The hearing came after a standoff between Sanders and two of the pharmaceutical executives, Duato of Johnson & Johnson and Davis of Merck, who agreed to testify only after being threatened with subpoenas. The two companies suggested last month that Sanders was seeking to retaliate for their lawsuits challenging the Medicare price negotiation program.


Sen. Bill Cassidy of Louisiana, the top Republican on the committee, said the panel’s strategy had been to “threaten a subpoena when CEOs are suspicious that they won’t get a fair shake, hold the hearing, get sound bites, then pick another set of CEOs for a show trial.”


“But we don’t pass meaningful legislation,” he said.
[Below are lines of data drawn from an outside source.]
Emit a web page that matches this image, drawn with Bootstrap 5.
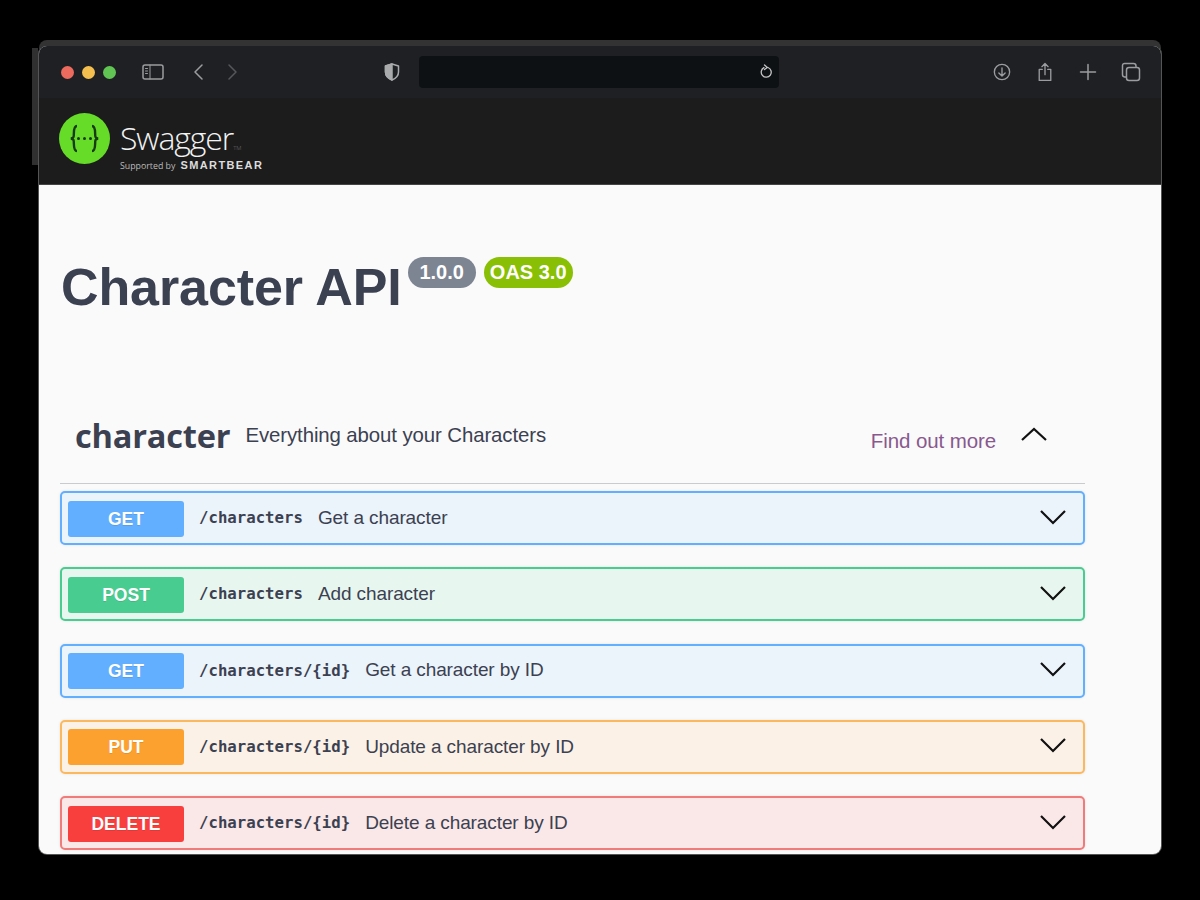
<!DOCTYPE html>
<html lang="en"><head><meta charset="utf-8"><title>Character API</title>
<link rel="stylesheet" href="https://cdn.jsdelivr.net/npm/bootstrap@5.3.0/dist/css/bootstrap.min.css">
<style>
html,body{height:900px;overflow:hidden;background:#000}
body{font-family:"Liberation Sans",Arial,sans-serif;padding:46px 39px 46px}
.win{position:relative;height:808px;border-radius:8px;background:#fafafa;box-shadow:0 -6px 0 #333,0 0 0 1px #555}
.win-edge{position:absolute;left:-7px;top:2px;width:6px;height:117px;background:#303030}
.chrome{height:52px;background:#1e2023;border-radius:8px 8px 0 0;padding-left:22px;padding-right:20px}
.tl{width:13px;height:13px;border-radius:50%}
.tl-r{background:#ec6a5e}.tl-y{background:#f4bf4f}.tl-g{background:#61c554}
.lights{gap:8px;width:56px}
.urlbar{width:360px;height:32px;background:#0e1114;border-radius:4px;padding-right:6px;margin-left:19px}
.ic{display:block;fill:none;stroke:#9a9c9f;stroke-width:1.5;stroke-linecap:round;stroke-linejoin:round}
.slot-a{margin-left:25px}.slot-b{margin-left:29px}.slot-c{margin-left:25px}.slot-d{margin-left:146px}
.right-icons{margin-left:auto}
.ri-1{margin-right:26px}.ri-2{margin-right:26px}.ri-3{margin-right:24px}
.swag{height:87px;background:#1c1c1c;padding:15px 0 0 20px;gap:10px;border-bottom:1px solid #444}
.swag-name{font-family:"Open Sans",sans-serif;font-weight:300;font-size:32px;line-height:32px;letter-spacing:-1.1px;color:#f2f2f2;margin-top:9px}
.swag-name sup{font-size:6px;top:0;letter-spacing:0;color:#777}
.swag-sub{font-family:"Open Sans",sans-serif;font-size:8.8px;line-height:10px;color:#bbb;margin-top:6px;white-space:nowrap}
.swag-sub b{font-family:"Liberation Sans",sans-serif;font-size:11px;letter-spacing:1.4px;color:#ddd;margin-left:5px}
.main-area{padding:69px 76px 0 22px}
.api-head{height:70px}
.api-title{font-size:52px;line-height:64px;font-weight:700;color:#3b4151;margin:0;padding-top:1px;letter-spacing:-.1px}
.chip{height:31px;border-radius:16px;color:#fff;font-weight:700;font-size:20px;line-height:30px;margin-top:3px;white-space:nowrap;text-align:center}
.chip-v{background:#7d8492;margin-left:6px;width:68px}
.chip-o{background:#89bf04;margin-left:8px;width:89px}
.tag-row{height:99px;margin-top:61px;margin-left:-1px;padding:2px 0 0 15px;border-bottom:1px solid #c9cbcf}
.tag-name{font-size:32.600px;font-weight:700;color:#3b4151;font-family:"Open Sans","Liberation Sans",sans-serif;letter-spacing:-.2px;margin:2px 0 0;line-height:40px}
.tag-desc{font-size:20.400px;color:#3b4151;margin-left:15px;letter-spacing:-.1px;line-height:40px}
.more{font-size:20.500px;color:#89588f;text-decoration:none;letter-spacing:-.1px;margin-left:auto;margin-right:25px;margin-top:12px}
.chev{display:block;fill:none;stroke:#111;stroke-width:2.2}
.chev-up{margin-right:38px;margin-top:-2px}
.ops{padding-top:7px;gap:22.250px;margin-left:-1px}
.op{height:54px;border-radius:5px;border:2px solid;padding:0 17px 0 6px;box-shadow:0 0 3px rgba(0,0,0,.1)}
.op-get{background:#ebf3fb;border-color:#61affe}
.op-post{background:#e8f6f0;border-color:#49cc90}
.op-put{background:#fbf1e6;border-color:#fcb85e}
.op-del{background:#fae7e7;border-color:#f07b7b}
.m{width:116px;height:36px;border-radius:3px;color:#fff;font-weight:700;font-size:17.500px;line-height:36px;text-align:center;flex:none;margin-top:1px;text-shadow:0 1px 0 rgba(0,0,0,.1)}
.m-get{background:#61affe}.m-post{background:#49cc90}.m-put{background:#fca130}.m-del{background:#f93e3e}
.path{font-family:"DejaVu Sans Mono","Liberation Mono",monospace;font-weight:700;font-size:15.700px;color:#3b4151;margin-left:15px;white-space:nowrap}
.sum{font-size:19px;color:#3b4151;margin-left:15px;letter-spacing:-.1px;white-space:nowrap}
.op .chev{margin-left:auto;margin-top:-3px}
</style></head><body>
<div class="win d-flex flex-column">
<div class="win-edge"></div>
<div class="chrome d-flex align-items-center">
 <div class="lights d-flex"><span class="tl tl-r"></span><span class="tl tl-y"></span><span class="tl tl-g"></span></div>
 <svg class="ic slot-a" width="22" height="16" viewBox="0 0 22 16"><rect x="1" y="1" width="20" height="14" rx="2"/><path d="M8 1v14M3.500 4.500h2M3.500 7h2M3.500 9.500h2" stroke-width="1"/></svg>
 <svg class="ic slot-b" width="10" height="16" viewBox="0 0 10 16"><path d="M9 1 2 8l7 7"/></svg>
 <svg class="ic slot-c" style="stroke:#55575a" width="10" height="16" viewBox="0 0 10 16"><path d="M1 1l7 7-7 7"/></svg>
 <svg class="ic slot-d" style="stroke:#a8aaac" width="16" height="18" viewBox="0 0 16 18"><path d="M8 1 1.500 3v6c0 4 3 6.500 6.500 8 3.500-1.500 6.500-4 6.500-8V3z"/><path d="M8 1 1.500 3v6c0 4 3 6.500 6.500 8z" fill="#a8aaac"/></svg>
 <div class="urlbar d-flex align-items-center justify-content-end">
  <svg class="ic" style="stroke:#c4c5c6;stroke-width:1.300" width="14" height="16" viewBox="0 0 14 16"><path d="M9 3.500a5 5 0 1 1-4 .2M5.500 1l2.800 2.500-2.800 2"/></svg>
 </div>
 <div class="right-icons d-flex align-items-center">
  <svg class="ic ri-1" width="18" height="18" viewBox="0 0 20 20"><circle cx="10" cy="10" r="8.500"/><path d="M10 5.500v9M6.500 11l3.500 3.500 3.500-3.500"/></svg>
  <svg class="ic ri-2" width="16" height="20" viewBox="0 0 18 22"><path d="M6 8H2.500v12.500h13V8H12M9 14V1.500M5.500 5 9 1.500 12.500 5"/></svg>
  <svg class="ic ri-3" width="18" height="18" viewBox="0 0 18 18"><path d="M9 1.500v15M1.500 9h15"/></svg>
  <svg class="ic" width="20" height="20" viewBox="0 0 20 20"><rect x="5.500" y="5.500" width="13" height="13" rx="2.500"/><path d="M5 15H3.500A2.500 2.500 0 0 1 1.500 12.500V3.500A2 2 0 0 1 3.500 1.500h9A2.500 2.500 0 0 1 15 4v1"/></svg>
 </div>
</div>
<div class="swag d-flex">
 <svg width="51" height="51" viewBox="0 0 51 51"><circle cx="25.500" cy="25.500" r="25.500" fill="#66dc28"/><path d="M18 13c-4.500 0-2.500 9-3.500 11-.5 1-2.500 1.500-2.500 1.500s2 .5 2.500 1.500c1 2-1 11 3.500 11M33 13c4.500 0 2.500 9 3.500 11 .5 1 2.500 1.500 2.500 1.500s-2 .5-2.500 1.500c-1 2 1 11-3.500 11" fill="none" stroke="#173a17" stroke-width="2.400"/><circle cx="19.500" cy="25.500" r="1.500" fill="#173a17"/><circle cx="25.500" cy="25.500" r="1.500" fill="#173a17"/><circle cx="31.500" cy="25.500" r="1.500" fill="#173a17"/></svg>
 <div><div class="swag-name">Swagger<sup>TM</sup></div><div class="swag-sub">Supported by<b>SMARTBEAR</b></div></div>
</div>
<div class="main-area flex-grow-1">
 <div class="api-head d-flex align-items-start">
  <h1 class="api-title">Character API</h1>
  <span class="chip chip-v">1.0.0</span><span class="chip chip-o">OAS 3.0</span>
 </div>
 <div class="tag-row d-flex align-items-center">
  <h2 class="tag-name">character</h2><span class="tag-desc">Everything about your Characters</span>
  <a class="more" href="#">Find out more</a>
  <svg class="chev chev-up" width="26" height="16" viewBox="0 0 26 16"><path d="M1 14 13 3l12 11"/></svg>
 </div>
 <div class="ops d-flex flex-column">
  <div class="op op-get d-flex align-items-center"><span class="m m-get">GET</span><span class="path">/characters</span><span class="sum">Get a character</span><svg class="chev" width="26" height="16" viewBox="0 0 26 16"><path d="M1 2l12 12L25 2"/></svg></div>
  <div class="op op-post d-flex align-items-center"><span class="m m-post">POST</span><span class="path">/characters</span><span class="sum">Add character</span><svg class="chev" width="26" height="16" viewBox="0 0 26 16"><path d="M1 2l12 12L25 2"/></svg></div>
  <div class="op op-get d-flex align-items-center"><span class="m m-get">GET</span><span class="path">/characters/{id}</span><span class="sum">Get a character by ID</span><svg class="chev" width="26" height="16" viewBox="0 0 26 16"><path d="M1 2l12 12L25 2"/></svg></div>
  <div class="op op-put d-flex align-items-center"><span class="m m-put">PUT</span><span class="path">/characters/{id}</span><span class="sum">Update a character by ID</span><svg class="chev" width="26" height="16" viewBox="0 0 26 16"><path d="M1 2l12 12L25 2"/></svg></div>
  <div class="op op-del d-flex align-items-center"><span class="m m-del">DELETE</span><span class="path">/characters/{id}</span><span class="sum">Delete a character by ID</span><svg class="chev" width="26" height="16" viewBox="0 0 26 16"><path d="M1 2l12 12L25 2"/></svg></div>
 </div>
</div>
</div>
<script src="https://cdn.jsdelivr.net/npm/bootstrap@5.3.0/dist/js/bootstrap.bundle.min.js"></script>
</body></html>
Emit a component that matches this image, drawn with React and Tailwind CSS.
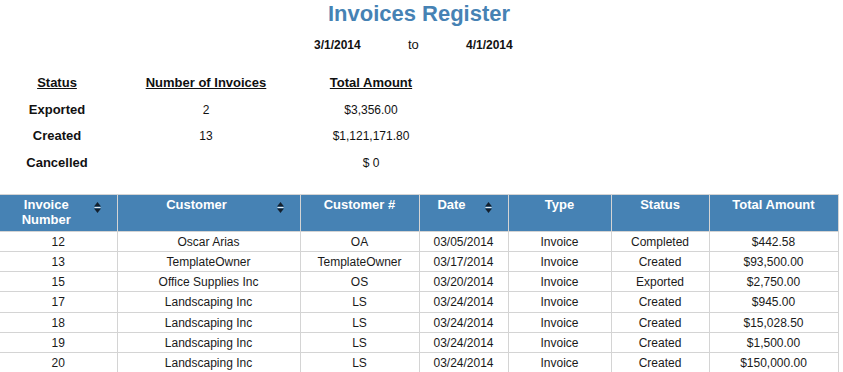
import React from "react";

const SortIcon = () => (
  <svg width="7" height="11" viewBox="0 0 7 11" className="block shrink-0">
    <path d="M3.5 0 L7 4.5 L0 4.5 Z" fill="#13202e" />
    <path d="M0 6.5 L7 6.5 L3.5 11 Z" fill="#13202e" />
    <path d="M0.5 5.5 L6.5 5.5" stroke="#dfe8f0" strokeWidth="1" />
  </svg>
);

const summary = [
  { s: "Exported", n: "2", t: "$3,356.00", h: "h-[27px]" },
  { s: "Created", n: "13", t: "$1,121,171.80", h: "h-[26px]" },
  { s: "Cancelled", n: "", t: "$ 0", h: "h-[27px]" },
];

const rows = [
  ["12", "Oscar Arias", "OA", "03/05/2014", "Invoice", "Completed", "$442.58"],
  ["13", "TemplateOwner", "TemplateOwner", "03/17/2014", "Invoice", "Created", "$93,500.00"],
  ["15", "Office Supplies Inc", "OS", "03/20/2014", "Invoice", "Exported", "$2,750.00"],
  ["17", "Landscaping Inc", "LS", "03/24/2014", "Invoice", "Created", "$945.00"],
  ["18", "Landscaping Inc", "LS", "03/24/2014", "Invoice", "Created", "$15,028.50"],
  ["19", "Landscaping Inc", "LS", "03/24/2014", "Invoice", "Created", "$1,500.00"],
  ["20", "Landscaping Inc", "LS", "03/24/2014", "Invoice", "Created", "$150,000.00"],
];

const headers = [
  { label: "Invoice\nNumber", sort: true },
  { label: "Customer", sort: true },
  { label: "Customer #", sort: false },
  { label: "Date", sort: true },
  { label: "Type", sort: false },
  { label: "Status", sort: false },
  { label: "Total Amount", sort: false },
];

export default function App() {
  return (
    <div className="w-[843px] h-[372px] overflow-hidden bg-white text-[#111] font-['Liberation_Sans',Arial,sans-serif]">
      <div className="w-[838px] pt-[1px] h-[28px] text-center text-[22px] leading-[26px] font-bold text-[#4682b4]">
        Invoices Register
      </div>
      <div className="flex pl-[314px] pt-[10px] h-[20px] items-baseline leading-[14px]">
        <span className="w-[94px] text-[12px] font-bold">3/1/2014</span>
        <span className="w-[58px] text-[13px]">to</span>
        <span className="text-[12px] font-bold">4/1/2014</span>
      </div>
      <div className="mt-[21px] w-[444px] grid grid-cols-[114px_184px_146px]">
        <div className="h-[27px] leading-[27px] text-center text-[13px] font-bold underline">Status</div>
        <div className="h-[27px] leading-[27px] text-center text-[13px] font-bold underline">Number of Invoices</div>
        <div className="h-[27px] leading-[27px] text-center text-[13px] font-bold underline">Total Amount</div>
        {summary.map((r) => (
          <React.Fragment key={r.s}>
            <div className={`${r.h} flex items-center justify-center text-[13px] font-bold`}>{r.s}</div>
            <div className={`${r.h} flex items-center justify-center text-[12px]`}>{r.n}</div>
            <div className={`${r.h} flex items-center justify-center text-[12px]`}>{r.t}</div>
          </React.Fragment>
        ))}
      </div>
      <table className="mt-[18px] w-[838px] table-fixed border-collapse text-[12px]">
        <colgroup>
          <col className="w-[117px]" />
          <col className="w-[183px]" />
          <col className="w-[119px]" />
          <col className="w-[89px]" />
          <col className="w-[103px]" />
          <col className="w-[98px]" />
          <col className="w-[129px]" />
        </colgroup>
        <thead>
          <tr className="h-[37px]">
            {headers.map((h, i) => (
              <th
                key={i}
                className={`bg-[#4682b4] p-0 align-top border border-[#d4d4d4] ${i === 0 ? "border-l-0" : ""} text-white text-[13px] font-bold leading-[15px]`}
              >
                <div className="flex items-start h-[36px] pt-[2px]">
                  <div className="flex-1 text-center whitespace-pre-line">{h.label}</div>
                  {h.sort && (
                    <div className="mt-[5px] mr-[16px] ml-[1px]">
                      <SortIcon />
                    </div>
                  )}
                </div>
              </th>
            ))}
          </tr>
        </thead>
        <tbody>
          {rows.map((r, ri) => (
            <tr key={ri} className={ri === 3 ? "h-[21px]" : "h-[20px]"}>
              {r.map((c, ci) => (
                <td
                  key={ci}
                  className={`p-0 text-center align-middle border border-[#d4d4d4] ${ci === 0 ? "border-l-0" : ""} ${ri === 0 ? "border-t-0" : ""} text-[#1a1a1a] leading-[14px] whitespace-nowrap`}
                >
                  {c}
                </td>
              ))}
            </tr>
          ))}
        </tbody>
      </table>
    </div>
  );
}
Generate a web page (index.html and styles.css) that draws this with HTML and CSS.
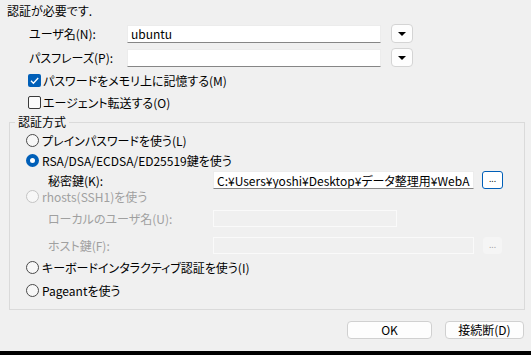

Prices for brand-name drugs in the U.S. in 2022 were on average at least three times as high as those in 33 other wealthy countries, a recent report funded by the Department of Health and Human Services found, even when taking into account discounts that reduce how much American health plans and employers pay.


Comparing drug prices in the U.S. with those in other countries can be tricky because the health care systems are so different. While European countries rely on a centralized negotiator, the U.S. system is fragmented, with tens of thousands of health plans and employers relying on intermediaries to handle their negotiations.


While many prescription drugs can be bought for much less at European pharmacies, insurance coverage is often broader in the U.S., meaning that American patients sometimes face lower out-of-pocket costs than Europeans for the same medications.


At the hearing, the drug company executives blamed middlemen known as pharmacy benefit managers for saddling patients with high out-of-pocket costs. Those businesses procure discounts from manufacturers that reduce the bill for U.S. health plans and employers but not for patients. Benefit managers make more money when the sticker price of a drug is higher, but patients often have to pay more. Lawmakers have proposed making modest changes to the practices of benefit managers.